Ma il risultato finale sarebbe stato diverso? Mi sentirei ora, mentre scrivo questo, meglio, peggio, più o meno realizzato se fossi rimasto lì invece di trasferirmi qui? Se avessi fatto le cose diversamente una volta negli Stati Uniti? Sarebbe valse la pena passare notti a volte insonni e spesso solitarie? E valsa la pena per cosa, poi?

Sarebbe rassicurante poter dire: sì, ne è valsa la pena. Valsa la pena cambiare, lasciarsi alle spalle parte del passato, costruire una nuova esistenza. Ma tutti noi abbiamo a che fare nel corso della nostra vita con l'ambiguità, le domande senza risposta e le gli occasionali problemi più grandi di noi, il mal di cuore che ci dà chi vorremmo ma non ci vuole, il rimpianto e le situazioni confuse. Non dobbiamo rassicurare noi stessi, dovremmo sempre essere rassicurati.
Non so se sia stata una buona decisione. Torno dove sono nato e cresciuto, ed è come se nulla fosse cambiato e tutto fosse cambiato allo stesso tempo.
Visito il garage dove sono conservati molti oggetti della mia vita precedente; libri, molti libri. E l'occasionale frigorifero. Sono valse tutte le ore passate a leggere invece che a guardarsi intorno? Se dovessi tornare indietro, ovviamente, mi dico che passerei molto meno tempo a leggere e riflettere e guardarmi dentro, ma probabilmente è perché l’ho già fatto a sufficienza.

Su una nota più leggera, ho la sensazione che il più grande problema dell'esistenza sia l'anticipazione.
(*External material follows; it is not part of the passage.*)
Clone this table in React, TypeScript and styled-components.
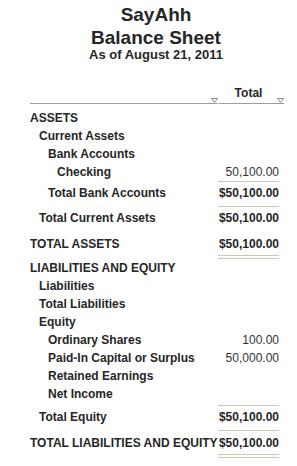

Quando si è detto e fatto, si va avanti.
Ho visitato il mio vecchio laboratorio, e un paio di persone che non vedevo da anni mi hanno salutato come se mi avessero visto ieri. Ma è così, soprattutto di questi tempi mi pare. Una volta sentivo che la mia presenza era importante al lavoro, ma poi, come tutti, ho capito che il cimitero è pieno di persone indispensabili. Il mondo va sempre avanti.